### What you are asked to do
Look through the listing below and work out how many of its lines hold the word "with". Give only the number.

### Data section

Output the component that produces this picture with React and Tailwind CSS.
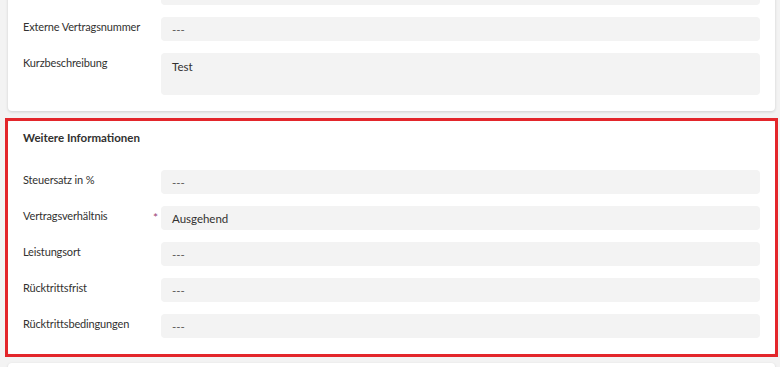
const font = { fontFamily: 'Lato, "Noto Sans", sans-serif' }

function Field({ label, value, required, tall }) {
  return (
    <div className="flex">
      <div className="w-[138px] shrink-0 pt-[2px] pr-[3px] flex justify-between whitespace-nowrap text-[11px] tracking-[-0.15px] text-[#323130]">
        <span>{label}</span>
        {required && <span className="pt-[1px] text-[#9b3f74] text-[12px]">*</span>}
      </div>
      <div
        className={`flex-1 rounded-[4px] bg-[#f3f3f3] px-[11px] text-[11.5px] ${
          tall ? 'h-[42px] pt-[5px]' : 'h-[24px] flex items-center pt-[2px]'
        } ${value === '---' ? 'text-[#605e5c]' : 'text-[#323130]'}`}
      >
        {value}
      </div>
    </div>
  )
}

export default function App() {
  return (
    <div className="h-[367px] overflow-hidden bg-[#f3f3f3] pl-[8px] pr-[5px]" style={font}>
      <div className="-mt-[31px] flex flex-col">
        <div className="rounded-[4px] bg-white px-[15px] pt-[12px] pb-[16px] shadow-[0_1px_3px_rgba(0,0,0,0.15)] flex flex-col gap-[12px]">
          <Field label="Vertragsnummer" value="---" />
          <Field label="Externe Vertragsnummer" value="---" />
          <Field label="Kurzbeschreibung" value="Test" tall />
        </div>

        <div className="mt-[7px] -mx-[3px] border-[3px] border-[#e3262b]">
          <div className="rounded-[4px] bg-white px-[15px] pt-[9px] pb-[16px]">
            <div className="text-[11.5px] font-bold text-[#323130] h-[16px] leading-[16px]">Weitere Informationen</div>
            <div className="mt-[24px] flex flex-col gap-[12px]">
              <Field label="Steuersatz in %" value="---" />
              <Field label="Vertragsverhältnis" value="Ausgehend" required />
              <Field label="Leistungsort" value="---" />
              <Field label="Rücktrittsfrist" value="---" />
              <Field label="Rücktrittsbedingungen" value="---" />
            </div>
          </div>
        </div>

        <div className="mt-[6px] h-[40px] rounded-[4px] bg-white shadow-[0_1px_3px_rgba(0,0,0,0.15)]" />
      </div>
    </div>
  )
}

...

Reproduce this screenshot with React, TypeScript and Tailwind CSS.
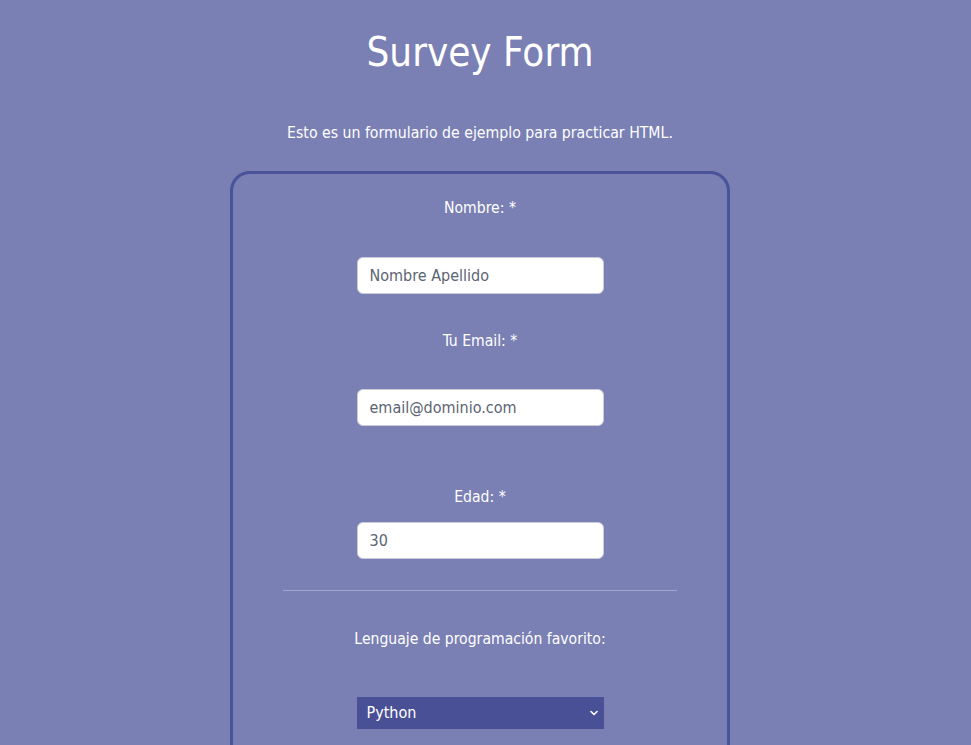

### Exercise output
2